13 Freeman, 551 F.3d 407. .
14 Id. at 407.
 
16 Id.
17 Id. at 408.
18 Freeman,  551 F.3d at 408.
19 Id. at 409. The court also leaves open the possibly of simply pleading down to a lesser amount as a legitimate way to keep a claim out of federal court.  The key difference, the court said, is that when you splinter the claims you “expand” recovery, rather than limiting it by pleading down under the $5 amount.
20 Site Mgmt. Solutions, Inc. v. TMO CA/NV, LLCNo. CV 10-08679 MMM (JEMx), 2011 U.S. Dist. LEXIS 52493, at *12 n.3 (D. Cal. May 4, 2011).

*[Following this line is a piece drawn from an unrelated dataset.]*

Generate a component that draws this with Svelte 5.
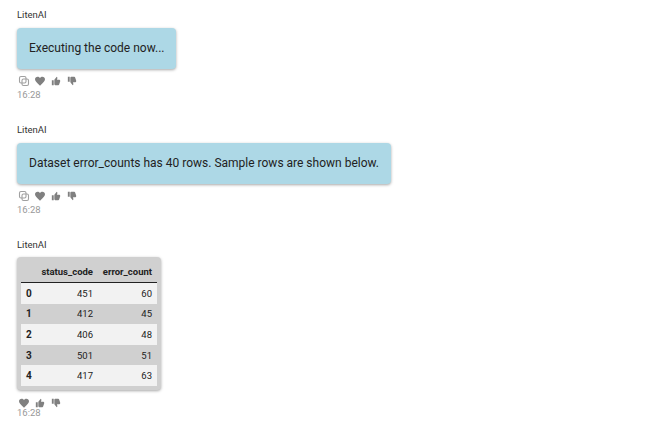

21 Mora v. Dole Food Co.No. CV 09-195-CAS(VBKx), 2009 U.S. Dist. LEXIS 24680, at *12 (C.D. Cal. Mar. 9, 2009); see also Royalty Alliance,Inc. v. Tarsadia Hotel, No. 10CV1231 DMS (CAB), 2010 U.S. Dist. LEXIS 87208, at *7 n.3 (S.D. Cal. Aug. 23, 2010).
22 Marple v. T-Mobile Cent. L.L.C., 639 F.3d 1109, 1111 (8th Cir. 2011).
23 Dublin v. Monsanto Co., No. 4:11 CV 1659 (CEJ) (W.D. Mo. Nov. 7, 2011).